In a previous article, we talked about the boycott of fashion brands by Chinese consumers. To recap: the Xinjiang province of China is one of the key producers of cotton in the world. In recent years, evidence of abuse of Ughur Muslims  (and other minority groups) has come to light. In Xinjiang, activists have uncovered proof of forced labor in cotton production and other industries.

In response to the human rights situation in Xinjiang, H&M and Nike released public statements expressing concern. Both companies said that they did not “source products from the [Xinjiang] region.” This response caused a furore on Chinese social media. Chinese users accused both companies of “spreading rumors” about China. This led to a boycott of both Nike and H&M. Eventually the boycott expanded to include other Western brands (e.g., Burberry).

Chinese celebrities responded to the boycott by revoking brand deals and partnerships. Meanwhile, e-commerce platforms such as Alibaba removed products by H&M and other brands. H&M stores were also closed due to the boycott.

The Chinese government also appeared to support the boycott. In a statement to the press, Chinese Foreign Ministry Spokeswoman Hua Chunying said: “Anyone who offends the Chinese people should prepare to pay the price.” The Chinese government followed up with increasing regulatory scrutiny upon the affected brands. This June, the Chinese Administration of Customs identified “substandard children’s products” that were imported.

H&M, Nike, Zara and Gap were fined for children’s clothing that contained harmful dyes etc. This led to yet another social media backlash for H&M. (#H&Mfinedforunqualifiedchildrenswear was trending on Weibo.)

Fashinza’s Analysis

The Xianjiang backlash highlights a daunting problem for multinational companies doing business in China. BBC writer Tim McDonald points out that companies like H&M can “stick to their principles and risk. . .[losing] their business in China, or relent and offend their customers elsewhere.” Put simply: fashion brands are caught between the devil and the deep sea! No matter what a company does in such a scenario, its actions cannot please everyone.

Jeorg Wuttke is the current President of the EU Chamber of Commerce in China. Wuttke believes that backlashes and boycotts are the price of doing business in China. Ever since China opened up its economy in 1978, its government has penalized brands for not toeing its political line. In other words, Wuttke believes that such “short-term [market] pain” exists to “prove a political point.”

Analysis of the Chinese market shows that boycotts and regulatory fines are frequent but temporary setbacks. As such, a company doing business in China will not be greatly impacted by them. What’s more: several companies that are “cancelled” in China have bounced back in the market! Hugo Boss, for example, continues to experience strong growth in the Chinese mainland despite the Xinjiang boycott.
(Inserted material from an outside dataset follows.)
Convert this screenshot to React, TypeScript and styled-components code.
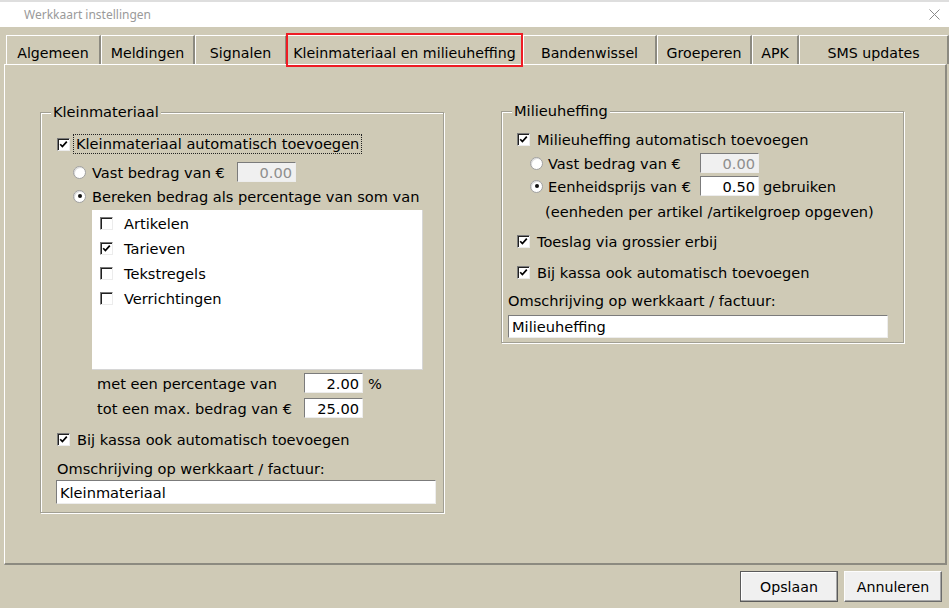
import React from "react";
import styled, { createGlobalStyle, css } from "styled-components";

const BG = "#cfcab6";

const GlobalStyle = createGlobalStyle`
  html, body { margin: 0; padding: 0; }
  body {
    width: 949px;
    height: 608px;
    overflow: hidden;
    background: ${BG};
    font-family: "DejaVu Sans", Verdana, sans-serif;
    color: #000;
  }
  * { box-sizing: border-box; }
`;

const Window = styled.div`
  width: 949px;
  height: 608px;
  display: flex;
  flex-direction: column;
  background: ${BG};
`;

const TopStrip = styled.div`
  height: 2px;
  background: #dedede;
`;

const TitleBar = styled.div`
  height: 25px;
  background: #fff;
  display: flex;
  align-items: center;
  justify-content: space-between;
  padding: 0 9px 0 24px;
`;

const TitleText = styled.span`
  font-family: "Noto Sans", "Open Sans", sans-serif;
  font-size: 12px;
  color: #9a9a9a;
`;

const Body = styled.div`
  flex: 1;
  display: flex;
  flex-direction: column;
  padding-top: 8px;
`;

const TabBar = styled.div`
  display: flex;
  height: 29px;
  padding-left: 6px;
  position: relative;
  z-index: 2;
`;

const Tab = styled.div<{ $w: number; $active?: boolean }>`
  position: relative;
  width: ${(p) => p.$w}px;
  height: 29px;
  flex: none;
  border-top: 1px solid #fff;
  border-left: 1px solid #fff;
  border-right: 2px solid #8c8a80;
  text-align: center;
  padding-top: 7px;
  font-size: 14.2px;
  line-height: 20px;
  white-space: nowrap;
  ${(p) =>
    p.$active &&
    css`
      border-right-color: transparent;
      &::after {
        content: "";
        position: absolute;
        left: -2px;
        right: -2px;
        top: -3px;
        bottom: -3px;
        border: 2px solid #ee1c24;
      }
    `}
`;

const Panel = styled.div`
  margin-left: 4px;
  width: 943px;
  height: 501px;
  border-top: 1px solid #fff;
  border-left: 1px solid #fff;
  border-right: 2px solid #8c8a80;
  border-bottom: 2px solid #8c8a80;
  display: flex;
  align-items: flex-start;
  padding: 46px 0 0 35px;
  gap: 57px;
`;

const GroupBox = styled.section<{ $w: number; $pb: number; $mt?: number }>`
  width: ${(p) => p.$w}px;
  margin-top: ${(p) => p.$mt ?? 0}px;
  padding-bottom: ${(p) => p.$pb}px;
  border: 1px solid #a19f93;
  box-shadow: inset 1px 1px 0 #fff, 1px 1px 0 #fff;
  display: flex;
  flex-direction: column;
`;

const GroupTitle = styled.div`
  align-self: flex-start;
  margin: -9px 0 0 10px;
  padding: 0 2px;
  font-size: 14.6px;
  line-height: 16px;
  height: 16px;
  background: ${BG};
`;

const Row = styled.div<{ $mt: number; $ml: number }>`
  display: flex;
  align-items: center;
  height: 20px;
  margin-top: ${(p) => p.$mt}px;
  margin-left: ${(p) => p.$ml}px;
  font-size: 14.6px;
  white-space: nowrap;
`;

const Label = styled.span<{ $w?: number; $gap?: number }>`
  display: inline-block;
  ${(p) => p.$w !== undefined && css`width: ${p.$w}px;`}
  margin-left: ${(p) => p.$gap ?? 0}px;
  flex: none;
`;

const FocusLabel = styled.span`
  margin-left: 3px;
  padding: 0 3px;
  height: 20px;
  line-height: 19px;
  outline: 1px dotted #222;
  outline-offset: -1px;
`;

const BoxMark = styled.span`
  width: 13px;
  height: 13px;
  flex: none;
  display: inline-flex;
  align-items: center;
  justify-content: center;
  background: #fff;
  border-top: 1px solid #7a7a7a;
  border-left: 1px solid #7a7a7a;
  border-bottom: 1px solid #ececec;
  border-right: 1px solid #ececec;
  box-shadow: inset 1px 1px 0 #202020;
`;

const RadioMark = styled.span`
  width: 13px;
  height: 13px;
  flex: none;
  border-radius: 50%;
  background: #fff;
  border: 1px solid #a0a0a0;
  box-shadow: inset 1px 1px 0 #dcdcdc;
  display: inline-flex;
  align-items: center;
  justify-content: center;
`;

const Dot = styled.span`
  width: 4px;
  height: 4px;
  border-radius: 50%;
  background: #111;
`;

const Field = styled.input<{ $w: number; $h: number; $align?: "left" | "right"; $gap?: number }>`
  width: ${(p) => p.$w}px;
  height: ${(p) => p.$h}px;
  margin: 0 0 0 ${(p) => p.$gap ?? 0}px;
  flex: none;
  border-top: 1px solid #7b7b7b;
  border-left: 1px solid #7b7b7b;
  border-bottom: 1px solid #ededed;
  border-right: 1px solid #ededed;
  background: #fff;
  font-family: "DejaVu Sans", Verdana, sans-serif;
  font-size: 14.6px;
  color: #000;
  text-align: ${(p) => p.$align ?? "right"};
  padding: 1px 3px 0 3px;
  outline: none;
  &:disabled {
    background: #f0f0f0;
    color: #8e8e8e;
  }
`;

const ListBox = styled.div`
  margin: 4px 0 0 51px;
  width: 331px;
  height: 160px;
  background: #fff;
  border-right: 1px solid #d6d6d6;
  border-bottom: 1px solid #d6d6d6;
  padding: 1px 0 0 8px;
  display: flex;
  flex-direction: column;
`;

const ListItem = styled.div`
  height: 25px;
  display: flex;
  align-items: center;
  font-size: 14.6px;
`;

const Footer = styled.div`
  display: flex;
  justify-content: flex-end;
  gap: 6px;
  padding: 6px 7px 0 0;
`;

const Button = styled.button<{ $default?: boolean }>`
  width: 98px;
  height: 31px;
  background: #f0f0f0;
  font-family: "DejaVu Sans", Verdana, sans-serif;
  font-size: 14.2px;
  color: #000;
  padding: 0;
  border-top: 1px solid #fdfdfd;
  border-left: 1px solid #fdfdfd;
  border-right: 1px solid #6c6c6c;
  border-bottom: 1px solid #6c6c6c;
  box-shadow: inset -1px -1px 0 #a8a8a8;
  ${(p) =>
    p.$default &&
    css`
      outline: 1px solid #5a5a5a;
      outline-offset: -1px;
      box-shadow: inset -1px -1px 0 #a8a8a8, inset 1px 1px 0 #fff;
    `}
`;

const Check = ({ checked }: { checked?: boolean }) => (
  <BoxMark>
    {checked && (
      <svg width="9" height="9" viewBox="0 0 9 9">
        <path d="M1.2 4.2 L3.4 6.6 L7.8 1.6" fill="none" stroke="#000" strokeWidth="1.7" />
      </svg>
    )}
  </BoxMark>
);

const Radio = ({ checked }: { checked?: boolean }) => <RadioMark>{checked && <Dot />}</RadioMark>;

const tabs: { label: string; w: number; active?: boolean }[] = [
  { label: "Algemeen", w: 95 },
  { label: "Meldingen", w: 94 },
  { label: "Signalen", w: 92 },
  { label: "Kleinmateriaal en milieuheffing", w: 236, active: true },
  { label: "Bandenwissel", w: 134 },
  { label: "Groeperen", w: 95 },
  { label: "APK", w: 47 },
  { label: "SMS updates", w: 150 },
];

const listItems: { name: string; checked: boolean }[] = [
  { name: "Artikelen", checked: false },
  { name: "Tarieven", checked: true },
  { name: "Tekstregels", checked: false },
  { name: "Verrichtingen", checked: false },
];

export default function App() {
  return (
    <>
      <GlobalStyle />
      <Window>
        <TopStrip />
        <TitleBar>
          <TitleText>Werkkaart instellingen</TitleText>
          <svg width="11" height="11" viewBox="0 0 11 11">
            <path d="M0.5 0.5 L10.5 10.5 M10.5 0.5 L0.5 10.5" stroke="#8a8a8a" strokeWidth="1" />
          </svg>
        </TitleBar>
        <Body>
          <TabBar>
            {tabs.map((t) => (
              <Tab key={t.label} $w={t.w} $active={t.active}>
                {t.label}
              </Tab>
            ))}
          </TabBar>
          <Panel>
            <GroupBox $w={404} $pb={10} $mt={1}>
              <GroupTitle>Kleinmateriaal</GroupTitle>
              <Row $mt={14} $ml={16}>
                <Check checked />
                <FocusLabel>Kleinmateriaal automatisch toevoegen</FocusLabel>
              </Row>
              <Row $mt={8} $ml={32}>
                <Radio />
                <Label $gap={6} $w={145}>Vast bedrag van €</Label>
                <Field $w={59} $h={20} disabled defaultValue="0.00" />
              </Row>
              <Row $mt={4} $ml={32}>
                <Radio checked />
                <Label $gap={6}>Bereken bedrag als percentage van som van</Label>
              </Row>
              <ListBox>
                {listItems.map((it) => (
                  <ListItem key={it.name}>
                    <Check checked={it.checked} />
                    <Label $gap={11}>{it.name}</Label>
                  </ListItem>
                ))}
              </ListBox>
              <Row $mt={3} $ml={56}>
                <Label $w={207}>met een percentage van</Label>
                <Field $w={59} $h={20} defaultValue="2.00" readOnly />
                <Label $gap={5}>%</Label>
              </Row>
              <Row $mt={5} $ml={56}>
                <Label $w={207}>tot een max. bedrag van €</Label>
                <Field $w={59} $h={20} defaultValue="25.00" readOnly />
              </Row>
              <Row $mt={11} $ml={16}>
                <Check checked />
                <Label $gap={7}>Bij kassa ook automatisch toevoegen</Label>
              </Row>
              <Row $mt={9} $ml={16}>
                <Label>Omschrijving op werkkaart / factuur:</Label>
              </Row>
              <Row $mt={4} $ml={15}>
                <Field $w={380} $h={24} $align="left" defaultValue="Kleinmateriaal" readOnly />
              </Row>
            </GroupBox>
            <GroupBox $w={403} $pb={6}>
              <GroupTitle>Milieuheffing</GroupTitle>
              <Row $mt={10} $ml={15}>
                <Check checked />
                <Label $gap={7}>Milieuheffing automatisch toevoegen</Label>
              </Row>
              <Row $mt={4} $ml={28}>
                <Radio />
                <Label $gap={5} $w={152}>Vast bedrag van €</Label>
                <Field $w={59} $h={20} disabled defaultValue="0.00" />
              </Row>
              <Row $mt={3} $ml={28}>
                <Radio checked />
                <Label $gap={5} $w={152}>Eenheidsprijs van €</Label>
                <Field $w={59} $h={20} defaultValue="0.50" readOnly />
                <Label $gap={4}>gebruiken</Label>
              </Row>
              <Row $mt={5} $ml={43}>
                <Label>(eenheden per artikel /artikelgroep opgeven)</Label>
              </Row>
              <Row $mt={10} $ml={15}>
                <Check checked />
                <Label $gap={7}>Toeslag via grossier erbij</Label>
              </Row>
              <Row $mt={11} $ml={15}>
                <Check checked />
                <Label $gap={7}>Bij kassa ook automatisch toevoegen</Label>
              </Row>
              <Row $mt={8} $ml={6}>
                <Label>Omschrijving op werkkaart / factuur:</Label>
              </Row>
              <Row $mt={6} $ml={6}>
                <Field $w={380} $h={23} $align="left" defaultValue="Milieuheffing" readOnly />
              </Row>
            </GroupBox>
          </Panel>
          <Footer>
            <Button $default>Opslaan</Button>
            <Button>Annuleren</Button>
          </Footer>
        </Body>
      </Window>
    </>
  );
}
On a final note, it is helpful to consider if the current status quo will stand. Domestic brands such as Li Ning and Anta pose a competitive threat to international brands in the Chinese market. Li Ning’s shares “jumped to 10.7 percent” in the wake of the Xinjiang boycott. This indicates that Chinese consumers may “buy local” and reject international fashion brands in the future. Should that happen, the Chinese market may become less appealing to fashion brands.